_Problem description:_ Locate the string "index" throughout the material and copy every line in which it occurs.

_Provided information:_
— START —

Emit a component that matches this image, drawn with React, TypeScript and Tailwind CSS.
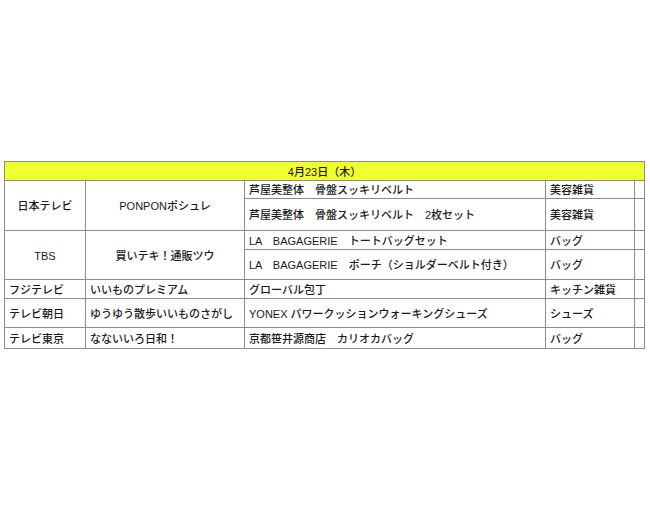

— END —
— START —

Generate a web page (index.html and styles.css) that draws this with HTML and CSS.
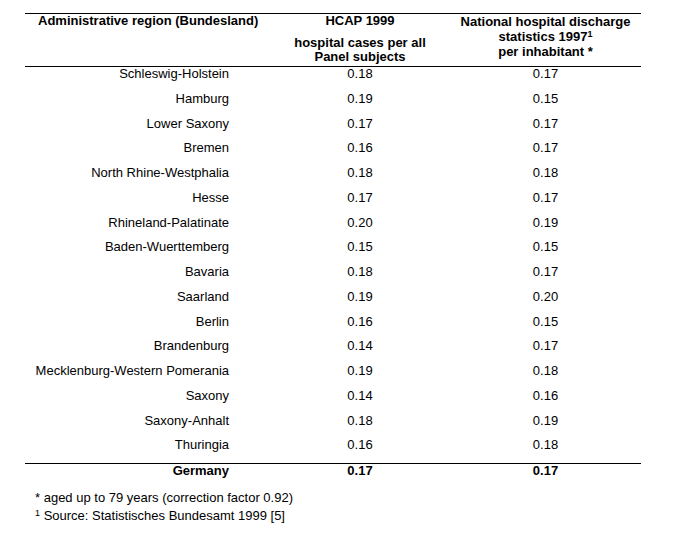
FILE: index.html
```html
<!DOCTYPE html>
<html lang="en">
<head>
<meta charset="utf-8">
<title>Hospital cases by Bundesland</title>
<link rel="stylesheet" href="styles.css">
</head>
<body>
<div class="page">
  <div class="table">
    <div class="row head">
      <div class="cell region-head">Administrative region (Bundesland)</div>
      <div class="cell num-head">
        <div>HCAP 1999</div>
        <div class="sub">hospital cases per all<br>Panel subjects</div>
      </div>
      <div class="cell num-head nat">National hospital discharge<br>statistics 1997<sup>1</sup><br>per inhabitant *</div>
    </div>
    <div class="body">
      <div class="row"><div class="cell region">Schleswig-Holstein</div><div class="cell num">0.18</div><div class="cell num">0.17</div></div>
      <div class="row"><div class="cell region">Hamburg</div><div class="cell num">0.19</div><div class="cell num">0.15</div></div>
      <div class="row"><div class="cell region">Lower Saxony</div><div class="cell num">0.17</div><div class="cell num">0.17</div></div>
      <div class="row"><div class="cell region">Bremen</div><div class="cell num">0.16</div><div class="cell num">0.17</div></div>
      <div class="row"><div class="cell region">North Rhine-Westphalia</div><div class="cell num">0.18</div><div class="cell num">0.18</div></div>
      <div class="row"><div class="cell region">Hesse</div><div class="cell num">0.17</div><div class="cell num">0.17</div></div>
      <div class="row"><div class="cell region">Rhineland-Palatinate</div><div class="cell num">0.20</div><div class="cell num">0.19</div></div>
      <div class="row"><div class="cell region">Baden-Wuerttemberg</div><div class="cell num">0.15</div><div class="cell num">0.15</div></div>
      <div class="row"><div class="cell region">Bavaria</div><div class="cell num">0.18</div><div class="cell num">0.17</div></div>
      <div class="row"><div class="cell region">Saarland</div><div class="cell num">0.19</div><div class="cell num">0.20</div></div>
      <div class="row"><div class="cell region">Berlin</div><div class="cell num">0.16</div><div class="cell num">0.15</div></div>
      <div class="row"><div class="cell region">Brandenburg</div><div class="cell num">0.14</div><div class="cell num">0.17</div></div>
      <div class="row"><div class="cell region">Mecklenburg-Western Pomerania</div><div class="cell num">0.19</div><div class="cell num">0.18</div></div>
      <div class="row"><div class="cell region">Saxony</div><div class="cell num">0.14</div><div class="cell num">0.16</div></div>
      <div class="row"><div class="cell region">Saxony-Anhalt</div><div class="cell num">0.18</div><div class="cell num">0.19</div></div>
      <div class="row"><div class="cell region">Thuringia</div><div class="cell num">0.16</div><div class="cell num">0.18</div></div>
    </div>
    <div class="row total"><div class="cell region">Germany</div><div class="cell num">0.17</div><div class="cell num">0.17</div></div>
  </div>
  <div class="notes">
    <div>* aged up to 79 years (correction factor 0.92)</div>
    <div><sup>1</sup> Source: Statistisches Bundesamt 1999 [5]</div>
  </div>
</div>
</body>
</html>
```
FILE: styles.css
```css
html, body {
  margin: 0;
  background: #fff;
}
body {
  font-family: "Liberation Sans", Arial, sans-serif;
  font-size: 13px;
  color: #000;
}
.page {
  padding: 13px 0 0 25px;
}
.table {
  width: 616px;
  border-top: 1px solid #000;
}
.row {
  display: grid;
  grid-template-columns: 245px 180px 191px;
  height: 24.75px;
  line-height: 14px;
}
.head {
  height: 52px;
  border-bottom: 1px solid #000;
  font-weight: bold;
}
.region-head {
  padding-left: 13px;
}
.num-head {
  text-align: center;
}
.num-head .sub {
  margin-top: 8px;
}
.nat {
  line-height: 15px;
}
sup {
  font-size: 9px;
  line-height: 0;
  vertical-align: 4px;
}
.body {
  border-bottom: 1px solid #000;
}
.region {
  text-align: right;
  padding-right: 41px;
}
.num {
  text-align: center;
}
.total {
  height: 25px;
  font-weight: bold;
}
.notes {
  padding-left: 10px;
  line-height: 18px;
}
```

— END —

_The completed task:_
Generate a web page (index.html and styles.css) that draws this with HTML and CSS.
FILE: index.html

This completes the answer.